The problem: Retype the whole listing verbatim and keep the pictures out of it.

════════════════

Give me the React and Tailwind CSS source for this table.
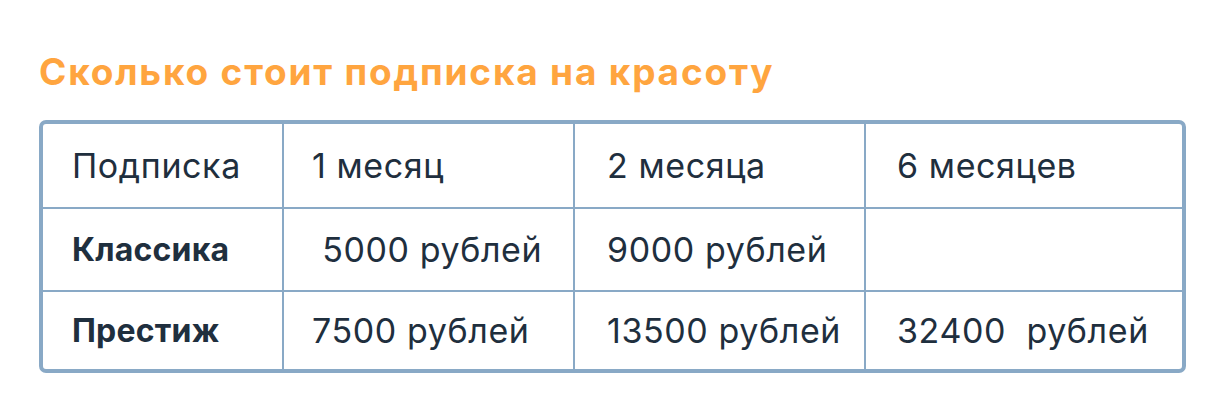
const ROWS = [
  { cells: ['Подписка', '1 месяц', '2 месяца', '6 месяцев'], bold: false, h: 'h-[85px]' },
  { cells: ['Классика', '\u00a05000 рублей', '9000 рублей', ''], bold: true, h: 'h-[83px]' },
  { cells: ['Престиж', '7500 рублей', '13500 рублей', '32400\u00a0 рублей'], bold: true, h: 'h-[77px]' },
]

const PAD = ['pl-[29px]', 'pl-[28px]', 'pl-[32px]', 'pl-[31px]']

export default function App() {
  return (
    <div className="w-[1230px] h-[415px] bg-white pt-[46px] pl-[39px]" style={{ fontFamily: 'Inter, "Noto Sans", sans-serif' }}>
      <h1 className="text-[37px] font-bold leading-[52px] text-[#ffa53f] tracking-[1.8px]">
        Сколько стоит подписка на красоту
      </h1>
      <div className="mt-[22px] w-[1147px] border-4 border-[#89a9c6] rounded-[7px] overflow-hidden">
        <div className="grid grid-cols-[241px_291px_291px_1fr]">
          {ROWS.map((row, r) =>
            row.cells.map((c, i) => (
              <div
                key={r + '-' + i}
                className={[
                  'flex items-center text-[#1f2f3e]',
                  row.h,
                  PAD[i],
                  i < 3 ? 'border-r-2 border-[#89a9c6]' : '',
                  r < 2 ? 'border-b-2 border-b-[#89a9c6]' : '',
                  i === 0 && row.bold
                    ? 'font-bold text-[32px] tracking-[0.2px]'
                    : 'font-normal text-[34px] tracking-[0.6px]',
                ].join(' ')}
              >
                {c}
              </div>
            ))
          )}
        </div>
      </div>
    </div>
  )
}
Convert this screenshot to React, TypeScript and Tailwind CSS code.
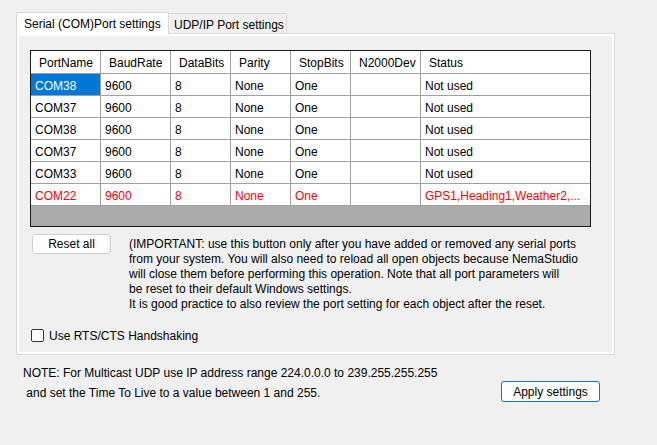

════════════════

Result:
Give me the React and Tailwind CSS source for this table.
const ROWS = [
  { cells: ['Подписка', '1 месяц', '2 месяца', '6 месяцев'], bold: false, h: 'h-[85px]' },
  { cells: ['Классика', '\u00a05000 рублей', '9000 рублей', ''], bold: true, h: 'h-[83px]' },
  { cells: ['Престиж', '7500 рублей', '13500 рублей', '32400\u00a0 рублей'], bold: true, h: 'h-[77px]' },
]

const PAD = ['pl-[29px]', 'pl-[28px]', 'pl-[32px]', 'pl-[31px]']

export default function App() {
  return (
    <div className="w-[1230px] h-[415px] bg-white pt-[46px] pl-[39px]" style={{ fontFamily: 'Inter, "Noto Sans", sans-serif' }}>
      <h1 className="text-[37px] font-bold leading-[52px] text-[#ffa53f] tracking-[1.8px]">
        Сколько стоит подписка на красоту
      </h1>
      <div className="mt-[22px] w-[1147px] border-4 border-[#89a9c6] rounded-[7px] overflow-hidden">
        <div className="grid grid-cols-[241px_291px_291px_1fr]">
          {ROWS.map((row, r) =>
            row.cells.map((c, i) => (
              <div
                key={r + '-' + i}
                className={[
                  'flex items-center text-[#1f2f3e]',
                  row.h,
                  PAD[i],
                  i < 3 ? 'border-r-2 border-[#89a9c6]' : '',
                  r < 2 ? 'border-b-2 border-b-[#89a9c6]' : '',
                  i === 0 && row.bold
                    ? 'font-bold text-[32px] tracking-[0.2px]'
                    : 'font-normal text-[34px] tracking-[0.6px]',
                ].join(' ')}
              >
                {c}
              </div>
            ))
          )}
        </div>
      </div>
    </div>
  )
}
Convert this screenshot to React, TypeScript and Tailwind CSS code.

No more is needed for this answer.